» **TASK REQUIREMENTS**:
Find every line containing the word "this" and report the count, nothing more.
— Start of EXTRACTED ENTRIES —
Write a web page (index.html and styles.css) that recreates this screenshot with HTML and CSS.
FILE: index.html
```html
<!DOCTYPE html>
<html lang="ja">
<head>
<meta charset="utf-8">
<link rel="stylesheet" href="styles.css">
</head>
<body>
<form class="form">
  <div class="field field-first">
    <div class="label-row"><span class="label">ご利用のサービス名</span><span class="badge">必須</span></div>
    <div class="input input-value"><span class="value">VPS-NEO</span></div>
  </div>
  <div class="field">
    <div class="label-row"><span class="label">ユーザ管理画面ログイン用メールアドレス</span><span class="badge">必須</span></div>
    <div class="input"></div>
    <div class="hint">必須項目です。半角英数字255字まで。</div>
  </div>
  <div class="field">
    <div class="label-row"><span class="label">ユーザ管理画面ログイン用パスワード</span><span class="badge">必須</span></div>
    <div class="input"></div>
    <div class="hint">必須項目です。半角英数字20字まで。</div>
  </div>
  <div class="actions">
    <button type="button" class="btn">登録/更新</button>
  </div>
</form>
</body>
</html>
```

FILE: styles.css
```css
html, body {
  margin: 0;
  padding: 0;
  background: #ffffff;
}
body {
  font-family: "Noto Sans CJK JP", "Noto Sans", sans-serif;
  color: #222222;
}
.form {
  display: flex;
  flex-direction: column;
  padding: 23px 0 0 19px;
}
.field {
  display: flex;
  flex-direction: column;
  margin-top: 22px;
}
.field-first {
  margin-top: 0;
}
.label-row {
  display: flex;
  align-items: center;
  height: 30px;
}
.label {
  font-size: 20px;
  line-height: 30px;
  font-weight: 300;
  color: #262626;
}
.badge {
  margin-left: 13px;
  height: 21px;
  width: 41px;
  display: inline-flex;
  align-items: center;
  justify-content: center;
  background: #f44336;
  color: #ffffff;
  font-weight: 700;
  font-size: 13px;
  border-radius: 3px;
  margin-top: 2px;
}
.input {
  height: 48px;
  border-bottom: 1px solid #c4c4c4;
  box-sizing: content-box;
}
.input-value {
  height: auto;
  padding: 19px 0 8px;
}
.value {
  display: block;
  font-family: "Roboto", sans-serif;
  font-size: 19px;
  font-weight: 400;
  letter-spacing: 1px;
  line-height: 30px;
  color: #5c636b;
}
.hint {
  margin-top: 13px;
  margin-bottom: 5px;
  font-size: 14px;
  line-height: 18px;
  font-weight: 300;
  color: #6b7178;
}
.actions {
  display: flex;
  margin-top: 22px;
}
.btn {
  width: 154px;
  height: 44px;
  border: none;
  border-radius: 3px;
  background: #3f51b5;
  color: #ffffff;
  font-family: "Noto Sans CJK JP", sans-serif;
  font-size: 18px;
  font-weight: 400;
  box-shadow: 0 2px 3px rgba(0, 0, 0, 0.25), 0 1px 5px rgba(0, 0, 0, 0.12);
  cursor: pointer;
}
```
— End of EXTRACTED ENTRIES —
— Start of EXTRACTED ENTRIES —
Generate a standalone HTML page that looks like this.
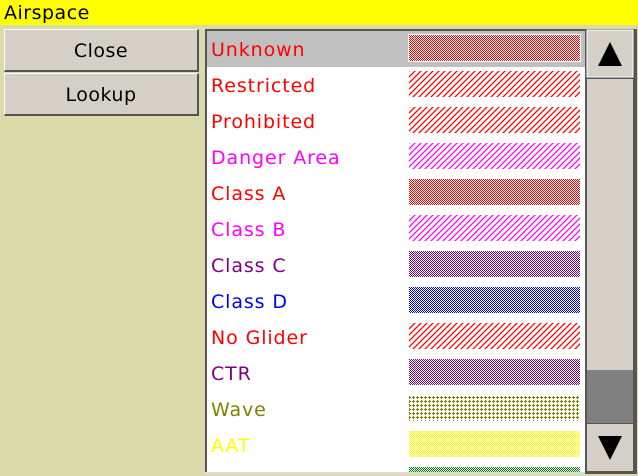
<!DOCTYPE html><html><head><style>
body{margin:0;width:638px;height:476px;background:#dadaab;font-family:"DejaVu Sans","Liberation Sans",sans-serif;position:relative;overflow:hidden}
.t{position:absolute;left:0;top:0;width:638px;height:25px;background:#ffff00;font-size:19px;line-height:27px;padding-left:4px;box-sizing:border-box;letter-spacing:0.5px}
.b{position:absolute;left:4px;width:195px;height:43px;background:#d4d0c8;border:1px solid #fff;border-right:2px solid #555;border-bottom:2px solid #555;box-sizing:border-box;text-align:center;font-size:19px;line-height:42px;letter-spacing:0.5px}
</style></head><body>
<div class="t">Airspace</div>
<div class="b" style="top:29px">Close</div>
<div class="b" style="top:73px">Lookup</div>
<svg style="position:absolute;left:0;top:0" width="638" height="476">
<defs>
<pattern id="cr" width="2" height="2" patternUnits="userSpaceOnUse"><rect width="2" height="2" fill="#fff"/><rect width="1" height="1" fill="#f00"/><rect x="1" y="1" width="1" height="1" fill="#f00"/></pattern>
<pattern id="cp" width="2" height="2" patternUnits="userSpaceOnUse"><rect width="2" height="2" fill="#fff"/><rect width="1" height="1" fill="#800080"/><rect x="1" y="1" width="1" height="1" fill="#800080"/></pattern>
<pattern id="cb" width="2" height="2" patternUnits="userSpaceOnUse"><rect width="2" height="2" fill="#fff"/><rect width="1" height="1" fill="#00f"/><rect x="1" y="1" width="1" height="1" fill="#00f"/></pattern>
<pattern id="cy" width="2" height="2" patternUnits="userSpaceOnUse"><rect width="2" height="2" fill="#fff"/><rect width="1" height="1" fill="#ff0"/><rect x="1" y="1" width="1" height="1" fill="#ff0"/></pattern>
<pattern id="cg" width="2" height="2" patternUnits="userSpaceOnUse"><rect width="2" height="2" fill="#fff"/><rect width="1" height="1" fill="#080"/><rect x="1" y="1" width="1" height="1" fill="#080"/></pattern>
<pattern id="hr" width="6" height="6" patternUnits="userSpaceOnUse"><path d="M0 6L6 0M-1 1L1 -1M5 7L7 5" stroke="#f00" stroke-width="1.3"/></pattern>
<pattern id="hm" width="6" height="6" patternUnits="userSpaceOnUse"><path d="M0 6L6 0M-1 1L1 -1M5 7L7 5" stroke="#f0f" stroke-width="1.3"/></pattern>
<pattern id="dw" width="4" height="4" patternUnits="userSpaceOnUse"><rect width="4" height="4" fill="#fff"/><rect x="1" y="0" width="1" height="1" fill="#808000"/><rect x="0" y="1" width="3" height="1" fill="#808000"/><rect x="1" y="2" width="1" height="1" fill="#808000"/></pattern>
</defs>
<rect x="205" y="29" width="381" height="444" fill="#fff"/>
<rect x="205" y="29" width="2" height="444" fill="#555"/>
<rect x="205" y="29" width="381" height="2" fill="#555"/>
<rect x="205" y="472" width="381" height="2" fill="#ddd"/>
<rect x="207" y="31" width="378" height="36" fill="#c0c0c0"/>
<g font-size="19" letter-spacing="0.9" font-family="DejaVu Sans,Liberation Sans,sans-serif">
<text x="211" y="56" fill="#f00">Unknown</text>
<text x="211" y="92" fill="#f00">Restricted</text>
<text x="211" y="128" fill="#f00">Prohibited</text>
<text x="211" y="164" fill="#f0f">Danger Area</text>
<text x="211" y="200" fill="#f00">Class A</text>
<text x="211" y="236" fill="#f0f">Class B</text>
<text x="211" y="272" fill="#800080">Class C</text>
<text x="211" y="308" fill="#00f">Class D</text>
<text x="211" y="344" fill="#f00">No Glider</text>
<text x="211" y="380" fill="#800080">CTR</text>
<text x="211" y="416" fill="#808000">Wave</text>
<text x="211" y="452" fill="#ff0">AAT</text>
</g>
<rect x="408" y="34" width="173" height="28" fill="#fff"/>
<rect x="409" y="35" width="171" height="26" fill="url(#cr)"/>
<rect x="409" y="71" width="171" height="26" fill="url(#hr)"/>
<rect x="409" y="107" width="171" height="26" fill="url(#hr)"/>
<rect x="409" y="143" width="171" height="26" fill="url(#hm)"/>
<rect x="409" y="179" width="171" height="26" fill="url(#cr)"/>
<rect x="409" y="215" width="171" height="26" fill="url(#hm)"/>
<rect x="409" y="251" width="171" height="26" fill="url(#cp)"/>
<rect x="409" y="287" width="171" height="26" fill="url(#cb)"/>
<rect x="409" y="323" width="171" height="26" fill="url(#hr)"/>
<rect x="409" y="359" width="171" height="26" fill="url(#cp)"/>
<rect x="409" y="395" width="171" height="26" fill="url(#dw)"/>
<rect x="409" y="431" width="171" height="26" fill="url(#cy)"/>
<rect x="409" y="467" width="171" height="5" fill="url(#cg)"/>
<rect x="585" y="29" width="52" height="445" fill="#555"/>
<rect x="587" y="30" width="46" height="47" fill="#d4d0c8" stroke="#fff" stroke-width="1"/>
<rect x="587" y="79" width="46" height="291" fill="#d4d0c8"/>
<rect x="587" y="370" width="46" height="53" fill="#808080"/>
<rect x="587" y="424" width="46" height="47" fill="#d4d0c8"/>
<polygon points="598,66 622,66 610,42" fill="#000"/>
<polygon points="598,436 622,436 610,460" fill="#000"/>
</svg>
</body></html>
— End of EXTRACTED ENTRIES —
— Start of EXTRACTED ENTRIES —
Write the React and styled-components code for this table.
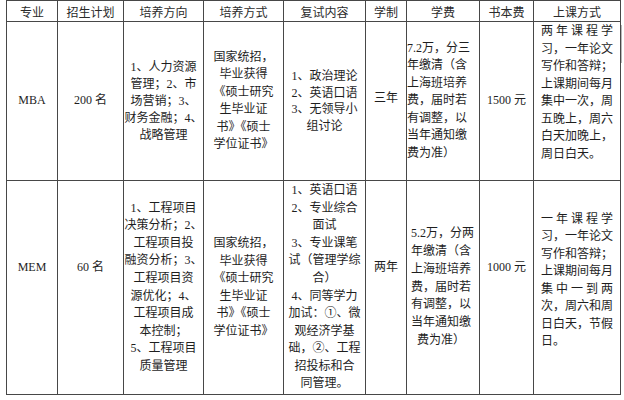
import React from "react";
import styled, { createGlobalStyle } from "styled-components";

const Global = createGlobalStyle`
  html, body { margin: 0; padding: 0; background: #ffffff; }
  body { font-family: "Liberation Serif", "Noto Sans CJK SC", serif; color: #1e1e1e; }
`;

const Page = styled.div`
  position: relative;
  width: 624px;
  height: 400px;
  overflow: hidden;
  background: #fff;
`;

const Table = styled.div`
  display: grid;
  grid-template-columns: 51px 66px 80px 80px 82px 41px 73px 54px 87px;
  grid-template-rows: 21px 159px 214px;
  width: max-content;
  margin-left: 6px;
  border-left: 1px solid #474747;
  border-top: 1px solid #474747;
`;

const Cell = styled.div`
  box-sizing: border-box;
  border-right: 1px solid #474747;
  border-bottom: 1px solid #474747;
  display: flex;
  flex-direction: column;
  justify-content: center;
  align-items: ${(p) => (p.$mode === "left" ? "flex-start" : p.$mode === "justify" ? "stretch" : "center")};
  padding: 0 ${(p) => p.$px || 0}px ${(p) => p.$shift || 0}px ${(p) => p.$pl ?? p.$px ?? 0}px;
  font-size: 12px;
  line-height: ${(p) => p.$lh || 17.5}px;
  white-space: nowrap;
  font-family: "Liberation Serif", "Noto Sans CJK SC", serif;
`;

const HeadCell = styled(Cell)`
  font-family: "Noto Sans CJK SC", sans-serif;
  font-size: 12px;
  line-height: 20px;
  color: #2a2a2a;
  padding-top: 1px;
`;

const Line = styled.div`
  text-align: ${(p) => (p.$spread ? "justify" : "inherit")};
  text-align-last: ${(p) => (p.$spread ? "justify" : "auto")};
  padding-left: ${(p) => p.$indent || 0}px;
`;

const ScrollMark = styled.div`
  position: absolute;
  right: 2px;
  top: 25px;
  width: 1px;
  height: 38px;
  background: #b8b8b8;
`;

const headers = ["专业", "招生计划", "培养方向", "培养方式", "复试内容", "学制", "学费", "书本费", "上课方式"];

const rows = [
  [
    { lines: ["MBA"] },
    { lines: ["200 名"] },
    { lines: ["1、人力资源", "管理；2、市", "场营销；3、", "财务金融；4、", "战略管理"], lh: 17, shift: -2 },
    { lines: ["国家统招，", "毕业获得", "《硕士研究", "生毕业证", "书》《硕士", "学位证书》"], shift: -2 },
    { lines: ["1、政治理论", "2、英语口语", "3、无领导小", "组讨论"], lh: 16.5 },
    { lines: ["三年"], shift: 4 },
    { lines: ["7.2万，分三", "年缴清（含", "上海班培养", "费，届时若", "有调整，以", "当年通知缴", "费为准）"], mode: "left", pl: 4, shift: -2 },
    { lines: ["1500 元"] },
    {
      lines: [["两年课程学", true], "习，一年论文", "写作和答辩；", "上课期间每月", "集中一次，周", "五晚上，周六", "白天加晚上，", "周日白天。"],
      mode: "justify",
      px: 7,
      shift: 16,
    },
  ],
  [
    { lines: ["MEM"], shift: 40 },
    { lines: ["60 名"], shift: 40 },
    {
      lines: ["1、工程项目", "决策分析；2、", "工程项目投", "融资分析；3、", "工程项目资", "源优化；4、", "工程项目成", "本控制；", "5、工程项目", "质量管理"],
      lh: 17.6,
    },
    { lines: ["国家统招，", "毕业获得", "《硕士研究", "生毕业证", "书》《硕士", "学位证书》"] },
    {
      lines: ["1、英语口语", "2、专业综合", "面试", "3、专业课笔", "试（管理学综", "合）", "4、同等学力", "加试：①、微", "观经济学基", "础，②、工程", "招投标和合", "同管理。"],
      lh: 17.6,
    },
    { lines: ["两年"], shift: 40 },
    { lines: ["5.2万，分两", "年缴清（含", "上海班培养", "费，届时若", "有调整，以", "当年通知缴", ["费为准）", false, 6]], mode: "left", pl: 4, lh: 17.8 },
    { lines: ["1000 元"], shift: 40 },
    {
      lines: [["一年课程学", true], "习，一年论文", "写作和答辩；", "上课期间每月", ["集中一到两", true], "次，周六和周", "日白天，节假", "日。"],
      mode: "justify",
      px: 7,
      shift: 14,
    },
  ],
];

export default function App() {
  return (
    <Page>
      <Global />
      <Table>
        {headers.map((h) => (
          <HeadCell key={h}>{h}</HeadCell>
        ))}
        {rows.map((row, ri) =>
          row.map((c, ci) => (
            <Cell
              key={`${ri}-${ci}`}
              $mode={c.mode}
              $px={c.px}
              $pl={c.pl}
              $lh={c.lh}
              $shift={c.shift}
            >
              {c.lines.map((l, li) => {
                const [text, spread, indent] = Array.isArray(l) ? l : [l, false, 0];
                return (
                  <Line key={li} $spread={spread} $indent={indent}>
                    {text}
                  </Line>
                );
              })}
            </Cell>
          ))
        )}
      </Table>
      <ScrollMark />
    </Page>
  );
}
— End of EXTRACTED ENTRIES —
» **EXPECTED ANSWER**:
3